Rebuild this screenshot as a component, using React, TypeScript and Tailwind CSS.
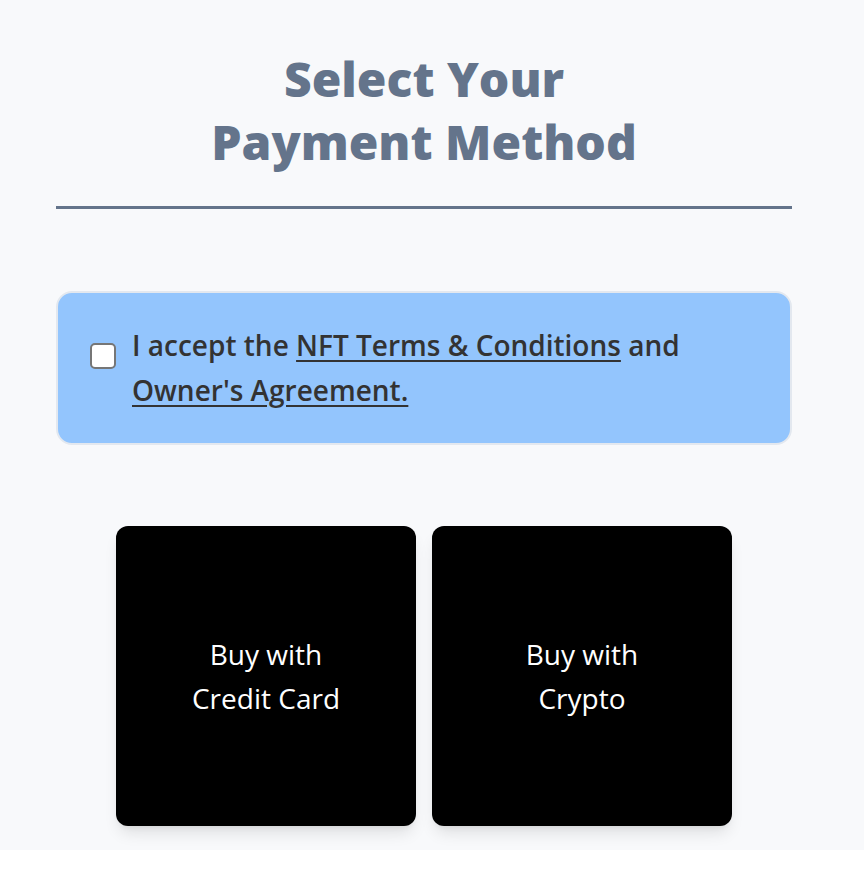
export default function App() {
  return (
    <div className="min-h-[850px] bg-[#f8f9fb]" style={{ fontFamily: '"Open Sans", sans-serif' }}>
      <div className="ml-[56px] w-[736px] pt-[47px] pb-6">
        <h1 className="text-center text-[48px] leading-[63px] font-extrabold text-[#64748b]">
          Select Your
          <br />
          Payment Method
        </h1>
        <div className="mt-[33px] h-[3px] bg-[#64748b]" />

        <div className="mt-[82px] flex items-start gap-4 rounded-2xl border-2 border-[#e3e8ef] bg-[#93c5fd] px-[32px] py-[30px]">
          <input
            type="checkbox"
            className="mt-[20px] h-[26px] w-[26px] shrink-0 appearance-none rounded-[5px] border-2 border-[#767676] bg-white"
          />
          <p className="text-[28px] leading-[45px] font-semibold text-[#333]">
            I accept the <a className="underline underline-offset-4">NFT Terms &amp; Conditions</a> and{' '}
            <a className="underline underline-offset-4">Owner's Agreement.</a>
          </p>
        </div>

        <div className="mt-[81px] flex justify-center gap-4">
          <button className="flex h-[300px] w-[300px] items-center justify-center rounded-xl bg-black text-[28px] leading-[44px] text-white shadow-lg">
            Buy with
            <br />
            Credit Card
          </button>
          <button className="flex h-[300px] w-[300px] items-center justify-center rounded-xl bg-black text-[28px] leading-[44px] text-white shadow-lg">
            Buy with
            <br />
            Crypto
          </button>
        </div>
      </div>
    </div>
  )
}
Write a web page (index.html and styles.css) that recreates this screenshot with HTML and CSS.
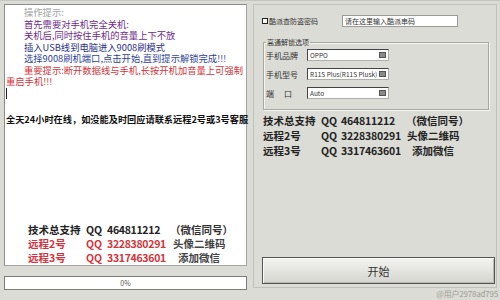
FILE: index.html
```html
<!DOCTYPE html>
<html lang="zh-CN">
<head>
    <meta charset="UTF-8">
    <title>9008 解锁工具</title>
    <link rel="stylesheet" href="styles.css">
</head>
<body>
    <div class="window">
        <div class="left">
            <div class="memo">
                <div class="tips">
                    <p class="tip gray">操作提示:</p>
                    <p class="tip purple">首先需要对手机完全关机:</p>
                    <p class="tip purple">关机后,同时按住手机的音量上下不放</p>
                    <p class="tip navy">插入USB线到电脑进入9008刷模式</p>
                    <p class="tip blue">选择9008刷机端口,点击开始,直到提示解锁完成!!!</p>
                    <p class="tip red">重要提示:断开数据线与手机,长按开机加音量上可强制</p>
                    <p class="tip red wrap">重启手机!!!</p>
                    <div class="caret"></div>
                </div>

                <p class="notice">全天24小时在线，如没能及时回应请联系远程2号或3号客服</p>

                <div class="contacts">
                    <span>技术总支持</span><span>QQ</span><span class="num">464811212</span><span class="note">（微信同号）</span>
                    <span class="red">远程2号</span><span class="red">QQ</span><span class="num red">3228380291</span><span class="note soft">头像二维码</span>
                    <span class="red">远程3号</span><span class="red">QQ</span><span class="num red">3317463601</span><span class="note soft indent">添加微信</span>
                </div>
            </div>
            <div class="progress">0%</div>
        </div>

        <div class="right">
            <div class="check-row">
                <span class="checkbox"></span>
                <span class="check-label">酷派查防盗密码</span>
                <span class="textbox">请在这里输入酷派串码</span>
            </div>

            <fieldset class="group">
                <legend>高通解锁选项</legend>
                <div class="field">
                    <span class="field-label">手机品牌</span>
                    <span class="combo">OPPO<i class="combo-btn"></i></span>
                </div>
                <div class="field">
                    <span class="field-label">手机型号</span>
                    <span class="combo">R11S Plus(R11S Plusk)<i class="combo-btn"></i></span>
                </div>
                <div class="field">
                    <span class="field-label spaced">端口</span>
                    <span class="combo">Auto<i class="combo-btn"></i></span>
                </div>
            </fieldset>

            <div class="support">
                <span>技术总支持</span><span>QQ</span><span class="num">464811212</span><span>（微信同号）</span>
                <span>远程2号</span><span>QQ</span><span class="num">3228380291</span><span class="nudge">头像二维码</span>
                <span>远程3号</span><span>QQ</span><span class="num">3317463601</span><span class="nudge more">添加微信</span>
            </div>

            <button class="start-btn">开始</button>
        </div>

        <div class="watermark">@用户2978ad795</div>
    </div>
</body>
</html>
```

FILE: styles.css
```css
* {
    margin: 0;
    padding: 0;
    box-sizing: border-box;
}

body {
    font-family: "Noto Sans CJK SC", "Noto Sans", sans-serif;
    background: #dcdcd6;
    width: 500px;
    height: 300px;
    overflow: hidden;
    color: #222;
}

.window {
    position: relative;
    display: flex;
    height: 300px;
    padding: 3px 0 0 4px;
    border-top: 1px solid #c6c6c0;
}

/* left column */
.left {
    width: 243px;
    display: flex;
    flex-direction: column;
}

.memo {
    height: 262px;
    background: #fff;
    border: 1px solid #a4a4a0;
    border-top-color: #8c8c88;
    border-left-color: #8c8c88;
    display: flex;
    flex-direction: column;
    padding-top: 2px;
}

.tip {
    font-size: 9.3px;
    line-height: 11.5px;
    padding-left: 19px;
    white-space: nowrap;
}

.tip.wrap {
    padding-left: 1px;
}

.gray { color: #a2a2a2; }
.purple { color: #6e2a8c; }
.navy { color: #2b2f8c; }
.blue { color: #2f3f9c; }
.red { color: #d2343c; }

.caret {
    height: 11px;
    margin-left: 1px;
    border-left: 1px solid #222;
}

.notice {
    margin-top: 14px;
    padding-left: 1px;
    font-size: 9.2px;
    line-height: 12px;
    font-weight: bold;
    color: #111;
    white-space: nowrap;
}

.contacts {
    margin-top: auto;
    margin-left: 23px;
    display: grid;
    grid-template-columns: 58px 21px max-content max-content;
    column-gap: 0;
    font-size: 10.5px;
    line-height: 14px;
    font-weight: bold;
    color: #222;
    white-space: nowrap;
}

.contacts .num {
    letter-spacing: -0.3px;
    padding-right: 4px;
}

.contacts .note {
    color: #333;
}

.contacts .soft {
    padding-left: 3px;
    color: #444;
}

.contacts .indent {
    padding-left: 8px;
}

.progress {
    margin-top: 10px;
    height: 14px;
    background: #fff;
    border: 1px solid #7c7c78;
    font-size: 7px;
    line-height: 12px;
    text-align: center;
    color: #555;
}

/* right panel */
.right {
    width: 244px;
    height: 284px;
    margin-left: 6px;
    border: 1px solid #c2c2bc;
    display: flex;
    flex-direction: column;
}

.check-row {
    display: flex;
    align-items: center;
    height: 12px;
    margin-top: 10px;
    padding-left: 8px;
}

.checkbox {
    width: 6px;
    height: 6px;
    border: 1px solid #222;
    background: #fff;
}

.check-label {
    width: 74px;
    padding-left: 1px;
    font-size: 7px;
    color: #333;
}

.textbox {
    width: 116px;
    height: 12px;
    background: #fff;
    border: 1px solid #9a9a96;
    font-size: 7px;
    line-height: 10px;
    padding-left: 2px;
    color: #333;
}

.group {
    margin: 11px 0 0 9px;
    width: 226px;
    height: 72px;
    border: 1px solid #a8a8a2;
    box-shadow: inset 1px 1px 0 #f4f4f0, 1px 1px 0 #f4f4f0;
    padding: 2px 0 0 2px;
}

.group legend {
    font-size: 7px;
    line-height: 9px;
    color: #333;
    padding: 0 1px;
}

.field {
    display: flex;
    align-items: center;
    height: 12px;
    margin-bottom: 7px;
}

.field-label {
    width: 41px;
    font-size: 8px;
    color: #333;
}

.field-label.spaced {
    letter-spacing: 10px;
}

.combo {
    position: relative;
    width: 82px;
    height: 12px;
    background: #fff;
    border: 1px solid #444;
    border-right-color: #b0b0aa;
    border-bottom-color: #b0b0aa;
    font-size: 6.5px;
    line-height: 10px;
    padding-left: 2px;
    color: #333;
    white-space: nowrap;
    overflow: hidden;
}

.combo-btn {
    position: absolute;
    right: 2px;
    top: 2px;
    width: 7px;
    height: 6px;
    background: #8a8a86;
    border: 1px solid #555;
}

.support {
    margin: 3px 0 0 9px;
    display: grid;
    grid-template-columns: 58px 20px max-content max-content;
    font-size: 10.5px;
    line-height: 15px;
    font-weight: bold;
    color: #222;
    white-space: nowrap;
}

.support .num {
    letter-spacing: -0.2px;
    padding-right: 5px;
}

.support .nudge {
    padding-left: 1px;
}

.support .nudge.more {
    padding-left: 6px;
}

.start-btn {
    margin: auto 0 3px 8px;
    width: 233px;
    height: 27px;
    border: 1px solid #555;
    box-shadow: inset 1px 1px 0 #fafaf8, inset -1px -1px 0 #b8b8b2;
    background: linear-gradient(#f3f3f0, #d6d6d0);
    font-family: "Noto Sans CJK SC", sans-serif;
    font-size: 11px;
    color: #333;
}

.watermark {
    position: absolute;
    right: 2px;
    bottom: 1px;
    font-size: 8px;
    color: #9c9c98;
    letter-spacing: -0.2px;
}
```
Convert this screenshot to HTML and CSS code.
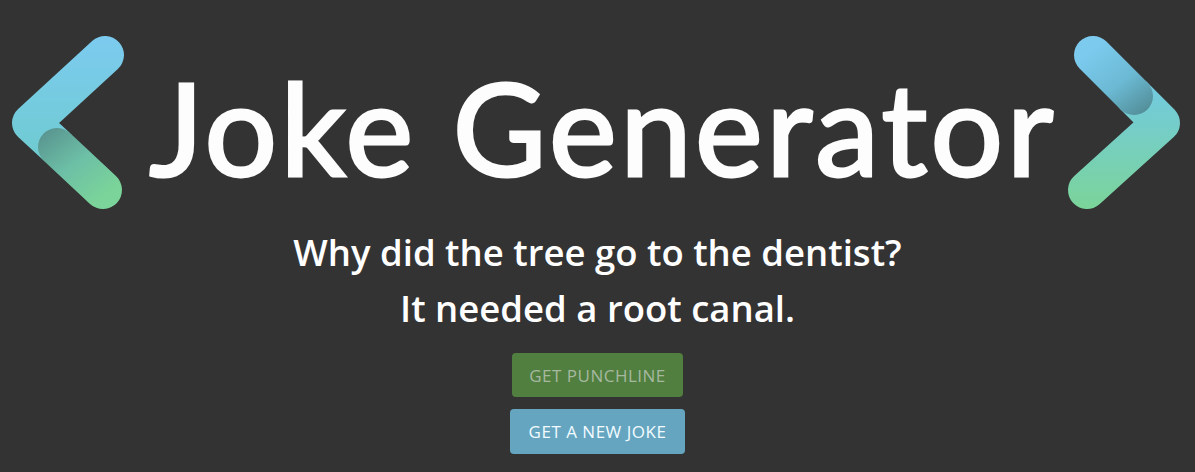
FILE: index.html
```html
<!DOCTYPE html>
<html lang="en">
<head>
<meta charset="utf-8">
<title>Joke Generator</title>
<link rel="stylesheet" href="styles.css">
</head>
<body>
<header class="brand">
  <svg class="chev chev-left" width="130" height="190" viewBox="0 0 130 190" aria-hidden="true">
    <defs>
      <linearGradient id="lt" x1="0" y1="10" x2="0" y2="135" gradientUnits="userSpaceOnUse">
        <stop offset="0" stop-color="#7ccbef"/>
        <stop offset="1" stop-color="#6ecbcf"/>
      </linearGradient>
      <linearGradient id="lb" x1="50" y1="100" x2="103" y2="170" gradientUnits="userSpaceOnUse">
        <stop offset="0" stop-color="#5a9691"/>
        <stop offset="0.5" stop-color="#6dc0a6"/>
        <stop offset="1" stop-color="#7bd499"/>
      </linearGradient>
    </defs>
    <polyline points="105,27 31,95 56,118" fill="none" stroke="url(#lt)" stroke-width="38" stroke-linecap="round" stroke-linejoin="round"/>
    <line x1="57" y1="119" x2="103" y2="162" stroke="url(#lb)" stroke-width="38" stroke-linecap="round"/>
  </svg>
  <h1 class="title">Joke Generator</h1>
  <svg class="chev chev-right" width="135" height="190" viewBox="0 0 135 190" aria-hidden="true">
    <defs>
      <linearGradient id="rb" x1="0" y1="60" x2="0" y2="180" gradientUnits="userSpaceOnUse">
        <stop offset="0" stop-color="#72cadf"/>
        <stop offset="1" stop-color="#7bd499"/>
      </linearGradient>
      <linearGradient id="rt" x1="33" y1="20" x2="82" y2="85" gradientUnits="userSpaceOnUse">
        <stop offset="0" stop-color="#7ccbef"/>
        <stop offset="0.55" stop-color="#6bb9d3"/>
        <stop offset="1" stop-color="#54909b"/>
      </linearGradient>
    </defs>
    <polyline points="27,162 101,95 74,68" fill="none" stroke="url(#rb)" stroke-width="38" stroke-linecap="round" stroke-linejoin="round"/>
    <line x1="33" y1="27" x2="74" y2="68" stroke="url(#rt)" stroke-width="38" stroke-linecap="round"/>
  </svg>
</header>
<main class="joke">
  <p class="joke-line">Why did the tree go to the dentist?</p>
  <p class="joke-line">It needed a root canal.</p>
  <div class="actions">
    <button class="btn btn-punch" type="button">GET PUNCHLINE</button>
    <button class="btn btn-new" type="button">GET A NEW JOKE</button>
  </div>
</main>
</body>
</html>
```
FILE: styles.css
```css
html, body {
  margin: 0;
  padding: 0;
}
body {
  background: #333333;
  color: #ffffff;
  font-family: "Open Sans", "Noto Sans", sans-serif;
  width: 1195px;
  height: 472px;
  overflow: hidden;
}
.brand {
  display: grid;
  grid-template-columns: 130px 1fr 135px;
  align-items: center;
  padding-top: 28px;
  height: 190px;
}
.chev {
  display: block;
}
.title {
  margin: 0;
  padding-top: 8px;
  padding-left: 16px;
  text-align: center;
  font-family: "Lato", sans-serif;
  font-weight: 400;
  font-size: 128px;
  line-height: 1;
  letter-spacing: 3.5px;
  color: #fdfdfd;
  -webkit-text-stroke: 3px #fdfdfd;
}
.joke {
  display: flex;
  flex-direction: column;
  align-items: center;
  padding-top: 6px;
}
.joke-line {
  margin: 0;
  font-weight: 600;
  font-size: 36.5px;
  line-height: 56px;
  color: #ffffff;
}
.actions {
  display: flex;
  flex-direction: column;
  align-items: center;
  gap: 12px;
  margin-top: 17px;
}
.btn {
  border: 0;
  border-radius: 4px;
  font-family: "Open Sans", "Noto Sans", sans-serif;
  font-size: 17px;
  letter-spacing: 0.5px;
  height: 44px;
  padding: 0 17px;
}
.btn-punch {
  background: #517f3f;
  color: #a6b8a0;
}
.btn-new {
  background: #65a5c0;
  color: #f2fbff;
  height: 45px;
  padding: 0 19px;
}
```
★ ★ ★ ★ ★
_EXERCISE DETAILS_
Only lines holding the string "this" are wanted; gather each one from the entries above.

_TASK RESPONSE_
Rebuild this screenshot as a component, using React, TypeScript and Tailwind CSS.
Write a web page (index.html and styles.css) that recreates this screenshot with HTML and CSS.
Convert this screenshot to HTML and CSS code.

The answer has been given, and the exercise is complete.